I even agree with Milton Friedman's strict technical analysis (although I'm not a fan of his economic policies) in that businesses are built to deliver a profit to their owners such as shareholders. The question everyone should then ask themselves is whether they think Elon Musk and Jeff Bezos and other CEOs -- for all their organizing talents which I won't deny -- should have more power over their societies than political leaders. The reason I think that's a bad setup is that CEOs and shareholders are focused on the practical, short-term interests of their companies and not the society as a whole. It can't be any other way if you believe in Milton Friedman.

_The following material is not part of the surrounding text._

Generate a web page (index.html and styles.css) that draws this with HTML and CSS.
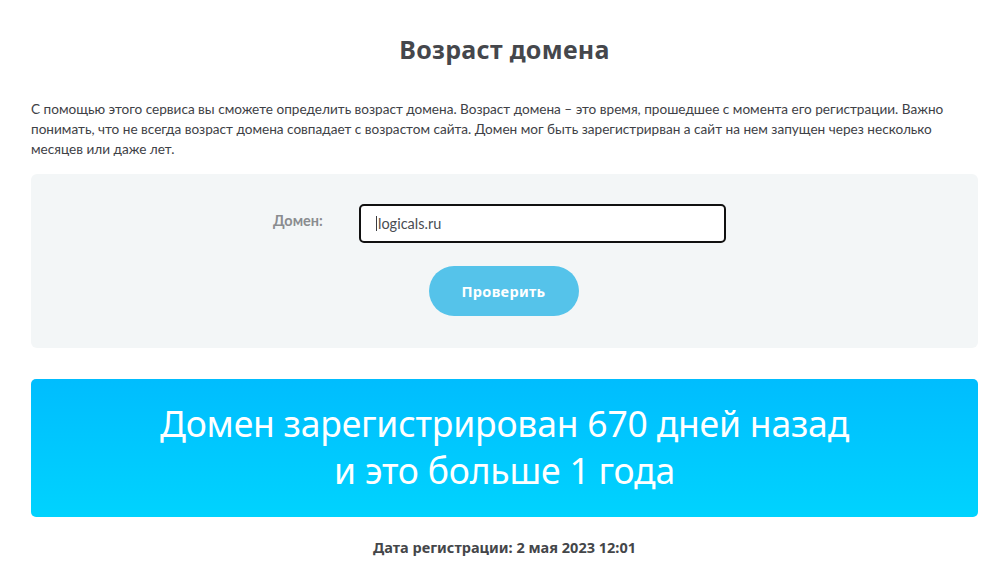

But I don't believe that can solve the mounting problems facing the society as a whole. I think you'll get a society -- we have a society -- based more and more on rentier-like speculation than actual production, as investing in real production ceases to be profitable (hint: given the falling rate of profit in the system as a whole). The result is what we see: a stagnant economy with widening inequality along with growing instability that (paradoxically) threatens the capitalist class' long-term rule. But again, they're more interested in feuding among each other or protecting their own narrow interests in various sectors of the economy from their competitors. Markets aren't really the problem. The problem is that capital holds the power, in my view.

>>19636933
I think the capitalists simply won. In fact, the capitalists are quite disorganized today because they don't need to be organized on a class-wide basis, because the working class was shattered and doesn't pose a threat to them. Money rules politics, and "politics" as such is like different groups of capitalists feuding with each other over which respective sectors of the economy should be favored (like globally integrated services vs. resource extraction and small manufacturers). Parties barely exist anymore, they're basically shells, or conduits for money to flow from donors to candidates (who are ultimately in the pockets of special interests) who cater to the fears, prejudices and self-regard of their constituents ("identity politics" of left and right). What distinguishes politicians is not really the policies but *how* they mobilize their voters, in the main.